What’s the thing you love second to cycling and why?

Mountain skiing.  Expedition type ski trips and discovering new summits and steep descents.  I am a pro skier and known for some steep lines. But the most of all, I love discovering what’s on the other side of the mountain, traversing remote mountain ranges, far from crowds, just like with my bike.  

Do you feel that you have a good balance in your life? If yes, how do you achieve that? If no, what's off balance and why? 

My life today is very different from the one before the accident.  But having a good balance in everything that I do has always been one of my priorities.  
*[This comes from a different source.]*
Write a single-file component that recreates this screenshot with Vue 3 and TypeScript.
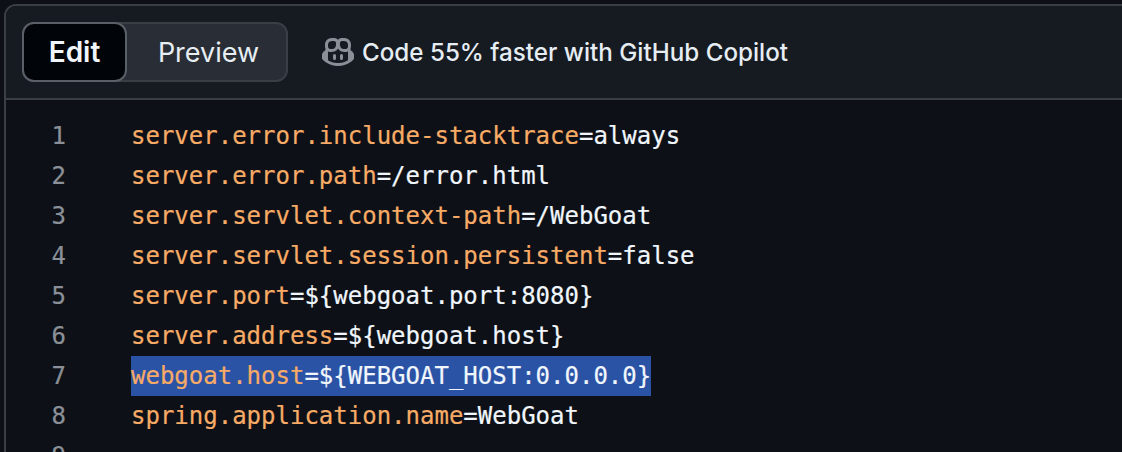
<script setup lang="ts">
interface Part { t: string; c: string }
interface Line { parts: Part[]; sel?: boolean }
const mk = (k: string, v: string, sel = false): Line => ({ parts: [{ t: k, c: 'key' }, { t: v, c: 'val' }], sel })
const lines: Line[] = [
  mk('server.error.include-stacktrace', '=always'),
  mk('server.error.path', '=/error.html'),
  mk('server.servlet.context-path', '=/WebGoat'),
  mk('server.servlet.session.persistent', '=false'),
  mk('server.port', '=${webgoat.port:8080}'),
  mk('server.address', '=${webgoat.host}'),
  mk('webgoat.host', '=${WEBGOAT_HOST:0.0.0.0}', true),
  mk('spring.application.name', '=WebGoat'),
  { parts: [] },
]
</script>

<template>
  <div class="page">
    <div class="box">
      <header class="head">
        <div class="tabs">
          <button class="tab active">Edit</button>
          <button class="tab">Preview</button>
        </div>
        <div class="promo">
          <svg class="icon" viewBox="0 0 16 16" fill="currentColor" aria-hidden="true">
            <path d="M7.998 15.035c-4.562 0-7.873-2.914-7.998-3.749V9.338c.085-.628.677-1.686 1.588-2.065.013-.07.024-.143.036-.218.029-.183.06-.384.126-.612-.201-.508-.254-1.084-.254-1.656 0-.87.128-1.769.693-2.484.579-.733 1.494-1.124 2.724-1.261 1.206-.134 2.262.034 2.944.765.05.053.096.108.139.165.044-.057.094-.112.143-.165.682-.731 1.738-.899 2.944-.765 1.23.137 2.145.528 2.724 1.261.566.715.693 1.614.693 2.484 0 .572-.053 1.148-.254 1.656.066.228.098.429.126.612.012.076.024.148.037.218.924.385 1.522 1.471 1.591 2.095v1.872c0 .766-3.351 3.795-8.002 3.795Zm0-1.485c2.28 0 4.584-1.11 5.002-1.433V7.862l-.023-.116c-.49.21-1.075.291-1.727.291-1.146 0-2.059-.327-2.71-.991A3.222 3.222 0 0 1 8 6.303a3.24 3.24 0 0 1-.544.743c-.65.664-1.563.991-2.71.991-.652 0-1.236-.081-1.727-.291l-.023.116v4.255c.419.323 2.722 1.433 5.002 1.433ZM6.762 2.83c-.193-.206-.637-.413-1.682-.297-1.019.113-1.479.404-1.713.7-.247.312-.369.789-.369 1.554 0 .793.129 1.171.308 1.371.162.181.519.379 1.442.379.853 0 1.339-.235 1.638-.54.315-.322.527-.827.617-1.553.117-.935-.037-1.395-.241-1.614Zm4.155-.297c-1.044-.116-1.488.091-1.681.297-.204.219-.359.679-.242 1.614.091.726.303 1.231.618 1.553.299.305.784.54 1.638.54.922 0 1.28-.198 1.442-.379.179-.2.308-.578.308-1.371 0-.765-.123-1.242-.37-1.554-.233-.296-.693-.587-1.713-.7Z" />
            <path d="M6.25 9.037a.75.75 0 0 1 .75.75v1.501a.75.75 0 0 1-1.5 0V9.787a.75.75 0 0 1 .75-.75Zm4.25.75v1.501a.75.75 0 0 1-1.5 0V9.787a.75.75 0 0 1 1.5 0Z" />
          </svg>
          <span>Code 55% faster with GitHub Copilot</span>
        </div>
      </header>
      <div class="code">
        <div v-for="(line, i) in lines" :key="i" class="row">
          <span class="num">{{ i + 1 }}</span>
          <span class="text" :class="{ sel: line.sel }"><span v-for="p in line.parts" :key="p.t" :class="p.c">{{ p.t }}</span></span>
        </div>
      </div>
    </div>
  </div>
</template>

<style>
html, body { margin: 0; background: #0d1117; overflow: hidden; }
</style>

<style scoped>
.page {
  width: 1122px;
  height: 452px;
  overflow: hidden;
  padding: 4px 0 0 4px;
  box-sizing: border-box;
  background: #0d1117;
  font-family: Inter, "Liberation Sans", sans-serif;
}
.box {
  width: 1140px;
  border: 2px solid #3a3f46;
  border-radius: 12px 0 0 0;
  box-sizing: border-box;
  background: #0d1117;
}
.head {
  display: flex;
  align-items: flex-start;
  padding-top: 16px;
  height: 76px;
  padding-left: 16px;
  background: #161b22;
  border-bottom: 2px solid #3a3f46;
  border-radius: 10px 0 0 0;
  gap: 34px;
}
.tabs {
  display: flex;
  width: 266px;
  height: 60px;
  box-sizing: border-box;
  background: #292d35;
  border: 2px solid #3a3f46;
  border-radius: 12px;
}
.tab {
  appearance: none;
  background: none;
  border: 0;
  padding: 0 0 0 4px;
  margin: 0;
  flex: 1;
  color: #e6edf3;
  font: 400 27px Inter, "Liberation Sans", sans-serif;
}
.tab.active {
  flex: 0 0 105px;
  height: 60px;
  margin: -2px 0 -2px -2px;
  padding: 0;
  box-sizing: border-box;
  background: #010409;
  border: 2px solid #5a6068;
  border-radius: 12px;
  font-size: 28px;
  font-weight: 600;
  color: #f0f6fc;
}
.promo {
  display: flex;
  align-items: center;
  gap: 8px;
  height: 60px;
  color: #e6edf3;
  font-size: 24.2px;
  font-weight: 500;
}
.icon {
  width: 32px;
  height: 32px;
  color: #8b9098;
}
.code {
  padding-top: 16px;
  font: 24px/40px "DejaVu Sans Mono", monospace;
  -webkit-text-stroke: 0.2px currentColor;
}
.row {
  display: flex;
  height: 40px;
}
.num {
  width: 60px;
  text-align: right;
  color: #8b9098;
  flex: none;
}
.text {
  margin-left: 65px;
  white-space: pre;
  color: #f0f6fc;
}
.text.sel { background: #2a52a5; }
.key { color: #f7ab66; }
.val { color: #f0f6fc; }
</style>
As a dental surgeon, I worked only 2 or 3 days a week which allowed me to spend time in the mountains and with the family.  I could also organise my agenda in a way, that when needed, I could leave longer periods for ski expeditions or bike trips. I cannot conceive my life without an intellectual and manual job, I don’t want to ride every day, having a job makes the ride more appreciable.  
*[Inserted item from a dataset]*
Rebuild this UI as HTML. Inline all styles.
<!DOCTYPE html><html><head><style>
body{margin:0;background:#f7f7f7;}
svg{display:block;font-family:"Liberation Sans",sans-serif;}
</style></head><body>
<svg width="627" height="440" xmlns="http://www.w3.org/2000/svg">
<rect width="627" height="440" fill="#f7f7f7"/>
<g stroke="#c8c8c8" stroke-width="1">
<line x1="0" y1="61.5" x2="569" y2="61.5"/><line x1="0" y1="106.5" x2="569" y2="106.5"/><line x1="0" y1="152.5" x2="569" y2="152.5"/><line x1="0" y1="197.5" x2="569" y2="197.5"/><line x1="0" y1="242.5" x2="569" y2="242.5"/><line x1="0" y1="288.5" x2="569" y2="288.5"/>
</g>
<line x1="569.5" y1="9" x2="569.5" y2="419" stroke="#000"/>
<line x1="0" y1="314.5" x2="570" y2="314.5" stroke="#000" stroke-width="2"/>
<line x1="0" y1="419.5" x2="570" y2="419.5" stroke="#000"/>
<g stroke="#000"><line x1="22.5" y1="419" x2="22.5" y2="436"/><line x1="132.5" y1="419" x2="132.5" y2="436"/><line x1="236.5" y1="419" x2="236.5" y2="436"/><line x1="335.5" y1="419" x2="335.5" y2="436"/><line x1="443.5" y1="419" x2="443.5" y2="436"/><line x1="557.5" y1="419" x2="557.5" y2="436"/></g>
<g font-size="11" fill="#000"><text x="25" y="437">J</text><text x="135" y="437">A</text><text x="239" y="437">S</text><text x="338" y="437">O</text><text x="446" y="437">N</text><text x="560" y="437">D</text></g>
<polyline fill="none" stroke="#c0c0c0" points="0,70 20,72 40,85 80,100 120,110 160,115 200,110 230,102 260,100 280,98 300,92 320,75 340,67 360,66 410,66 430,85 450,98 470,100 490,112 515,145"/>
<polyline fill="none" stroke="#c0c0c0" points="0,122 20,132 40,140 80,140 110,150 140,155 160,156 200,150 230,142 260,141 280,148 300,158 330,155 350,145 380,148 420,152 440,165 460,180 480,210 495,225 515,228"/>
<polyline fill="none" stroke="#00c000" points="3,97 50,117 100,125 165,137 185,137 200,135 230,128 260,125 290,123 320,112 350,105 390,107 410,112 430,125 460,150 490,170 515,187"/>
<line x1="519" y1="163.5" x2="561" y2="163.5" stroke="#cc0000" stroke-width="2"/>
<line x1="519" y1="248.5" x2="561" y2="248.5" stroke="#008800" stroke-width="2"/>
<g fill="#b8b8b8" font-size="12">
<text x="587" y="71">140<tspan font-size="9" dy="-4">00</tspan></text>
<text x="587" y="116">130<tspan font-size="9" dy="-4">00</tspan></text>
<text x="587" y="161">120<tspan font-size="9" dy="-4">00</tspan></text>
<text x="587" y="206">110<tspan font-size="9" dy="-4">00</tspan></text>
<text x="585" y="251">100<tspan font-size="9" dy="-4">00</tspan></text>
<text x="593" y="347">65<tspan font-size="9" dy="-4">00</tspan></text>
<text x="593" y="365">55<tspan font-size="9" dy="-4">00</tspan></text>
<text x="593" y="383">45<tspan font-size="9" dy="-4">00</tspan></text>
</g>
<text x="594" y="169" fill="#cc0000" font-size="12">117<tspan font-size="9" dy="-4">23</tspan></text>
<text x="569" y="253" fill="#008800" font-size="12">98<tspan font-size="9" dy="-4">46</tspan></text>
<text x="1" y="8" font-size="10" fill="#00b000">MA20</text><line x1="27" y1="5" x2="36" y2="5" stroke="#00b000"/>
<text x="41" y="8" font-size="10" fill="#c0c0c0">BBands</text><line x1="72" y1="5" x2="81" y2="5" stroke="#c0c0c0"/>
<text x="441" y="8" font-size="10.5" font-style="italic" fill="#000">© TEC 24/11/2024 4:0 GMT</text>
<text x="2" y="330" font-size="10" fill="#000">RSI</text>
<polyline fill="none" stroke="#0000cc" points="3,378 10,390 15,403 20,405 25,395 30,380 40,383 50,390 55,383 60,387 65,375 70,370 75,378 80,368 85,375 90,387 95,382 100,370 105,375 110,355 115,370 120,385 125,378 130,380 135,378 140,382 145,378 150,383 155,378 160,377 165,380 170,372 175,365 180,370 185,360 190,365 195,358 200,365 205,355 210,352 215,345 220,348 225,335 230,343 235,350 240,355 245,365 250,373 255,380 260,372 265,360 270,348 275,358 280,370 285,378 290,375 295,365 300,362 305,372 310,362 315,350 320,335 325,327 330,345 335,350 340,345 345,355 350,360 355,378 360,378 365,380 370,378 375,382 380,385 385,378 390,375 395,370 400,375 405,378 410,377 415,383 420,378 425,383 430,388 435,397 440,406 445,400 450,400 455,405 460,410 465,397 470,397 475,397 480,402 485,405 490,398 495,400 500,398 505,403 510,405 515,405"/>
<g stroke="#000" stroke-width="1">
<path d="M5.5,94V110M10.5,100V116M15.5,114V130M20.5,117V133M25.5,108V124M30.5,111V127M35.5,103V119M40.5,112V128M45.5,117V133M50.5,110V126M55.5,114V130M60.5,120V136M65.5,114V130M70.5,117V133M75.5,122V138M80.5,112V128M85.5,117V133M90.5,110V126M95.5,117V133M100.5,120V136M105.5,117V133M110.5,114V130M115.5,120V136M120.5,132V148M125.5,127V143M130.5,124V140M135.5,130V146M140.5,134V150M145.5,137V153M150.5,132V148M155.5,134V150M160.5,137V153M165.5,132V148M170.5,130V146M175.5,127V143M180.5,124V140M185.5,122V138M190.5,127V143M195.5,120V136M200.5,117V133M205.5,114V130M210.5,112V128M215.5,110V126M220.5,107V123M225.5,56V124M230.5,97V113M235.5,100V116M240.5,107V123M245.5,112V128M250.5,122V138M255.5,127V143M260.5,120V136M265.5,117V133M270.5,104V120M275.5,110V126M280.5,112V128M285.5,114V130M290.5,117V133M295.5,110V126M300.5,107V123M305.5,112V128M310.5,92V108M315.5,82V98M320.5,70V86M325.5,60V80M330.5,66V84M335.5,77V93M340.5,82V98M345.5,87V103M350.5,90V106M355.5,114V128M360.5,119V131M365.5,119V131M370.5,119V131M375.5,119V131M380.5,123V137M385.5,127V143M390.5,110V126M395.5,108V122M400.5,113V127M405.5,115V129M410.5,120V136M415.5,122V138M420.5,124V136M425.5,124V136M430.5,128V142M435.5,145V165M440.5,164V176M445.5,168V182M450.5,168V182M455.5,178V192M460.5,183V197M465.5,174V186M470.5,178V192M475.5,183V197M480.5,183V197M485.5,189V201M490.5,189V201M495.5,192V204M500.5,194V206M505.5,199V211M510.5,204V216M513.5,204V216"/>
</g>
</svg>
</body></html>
Today and since almost 3 years, my fulltime job is the rehab.  I have had 13 surgeries with multiple complications, leading to close-to-amputation situations 3 times.  I keep on fighting back and surprising my surgeons at each check-up with unexpected results. Despite a prognosis of not been able to walk again correctly, I have spent the 2 last summers shredding on my Strega and even managed a few turns on ski slope before the previous surgery.  Biking has played a major role in my rehab. Getting back on the trails and even on DH tracks have been my drivers and ultimate objectives in all the gym and physio training. In my opinion, my recovery would not have been the same if I didn’t have this level of confidence in biking before the accident.  That confidence and knowing my physical capacities are the factors that have allowed me to take to bike out and go riding. Nowadays I definitely feel more normal on a bike than when walking!

To fill in the blanks, I also balance my time by organising events.  I am the co-founder of La Sentinelle ski event and involved as the business developer for The Unlimited Festival.  In order to fix a timeframe while on sick leave and rehab, I also decided to improve my knowledge and understanding of the business world, and recently graduated from Sorbonne Business School with a MBA at executive level.  Through the studies, I have also been involved in business development with Black Crows, my ski sponsor.

The secret for achieving balance in life?  You need to know what you want and then figure out how you will get there.  My recipe is: Motivation, determination, a lot of work, being organised and surrounded of right people and a bit of luck!

What’s your favorite ride snack?

My home prepared gluten free sandwich with cheese, ham and salad.

If you left for a big mountain bike trip tomorrow, what're the top 3 things you couldn’t live without?

Excluding all the regular gear, 3 things that make all the difference are: a friend (not a thing but…), a dictionary if it’s in a foreign country where I don’t know the language, a toothbrush and floss.

What’s your favorite local trail and why?

That’s a difficult one because I am lucky to live in a place where the choice and range of trails is huge.  But I must say that the south face of Posettes in Le Tour (north end of Chamonix valley) is probably the best.  The trail has couple of variants from technical, gnarly terrain to steep and tight switchbacks, disrupted by fast and flow sections.  The trail is never accessible straight out of a lift. In season when the lifts are running, you need to pedal 20 min to reach the top.  Without the lifts, it’s a 22 km long uphill ride with 1400 meters of vertical from Chamonix. But always worth it!

What’s one other thing in your life that is as good as this trail?

Having the chance to travel around the world and explore new mountains and to meet people with different cultures.  Nourishing an adventurous mind-set and envy for learning new competencies are central in my actions. And of course, everything that I can share with my kids is precious.  The accident and the periods of non-activity have awakened my consciousness to the fact that we cannot go back in time. Children grow and change, and those times are once in a life-time chances that cannot be taken back.